Mr Watkins says men can be reluctant to consider primary teaching but enjoy it when they take it up - “although some say they are irritated by the stereotypical view in some schools - that they must be the expert in IT, or good at games, or should always take on the most challenging pupils and classes”, he says.

International figures show that the gap between boys and girls is broadly consistent across the developed world, and that little seems to touch it.

The prevalence of single-sex schools is irrelevant, and single-sex classes have inconsistent outcomes.

A four-year study of boys’ underachievement, by Homerton college, Cambridge, published last year, urged caution about what could be expected from such classes. It pointed to the value of peer leaders, shared reading and getting boys to talk about and reflect on their reading in raising boys’ attainments.
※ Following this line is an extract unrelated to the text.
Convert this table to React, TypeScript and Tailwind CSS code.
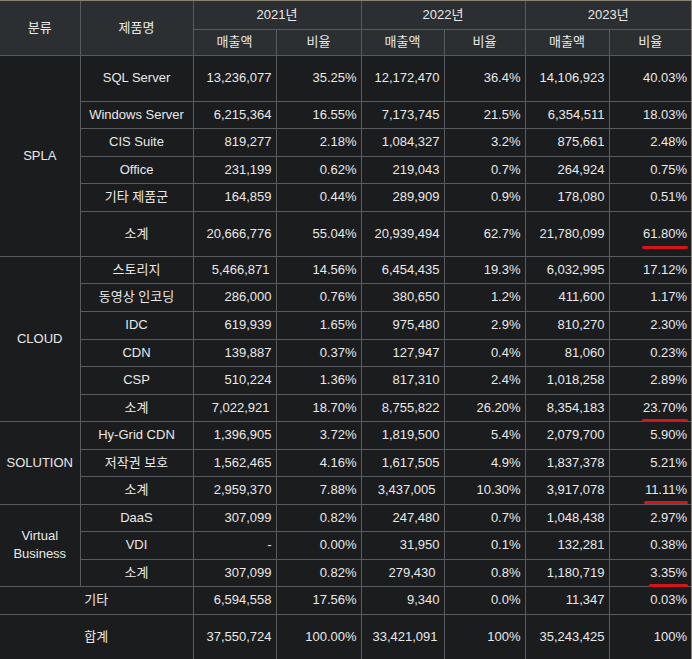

Work by Edgar Jenkins, emeritus professor of education at Leeds university, including a survey of 1,200 pupils in England about science lessons, found a consistency with other countries. Boys liked explosions while girls liked studying the human body. He has questioned whether single-sex classes might engage these different interests. “But most of all, what we need is lively, engaging, enthusiastic and competent teachers in front of children,” he says.

Mary Thornton, assistant director of learning and teaching at Hertfordshire university, says nothing about the current “feminisation” debate is new.

“There never has been a golden age of lots of men in teaching.” she says.

“The peak was just before the Second World War, and there was no great difference in how boys achieved then. There is a long history of complaints about boys behaving badly. It’s all much more complicated than these hysterical statements seem to imply. We just have to keep chipping away at it to see what’s there.”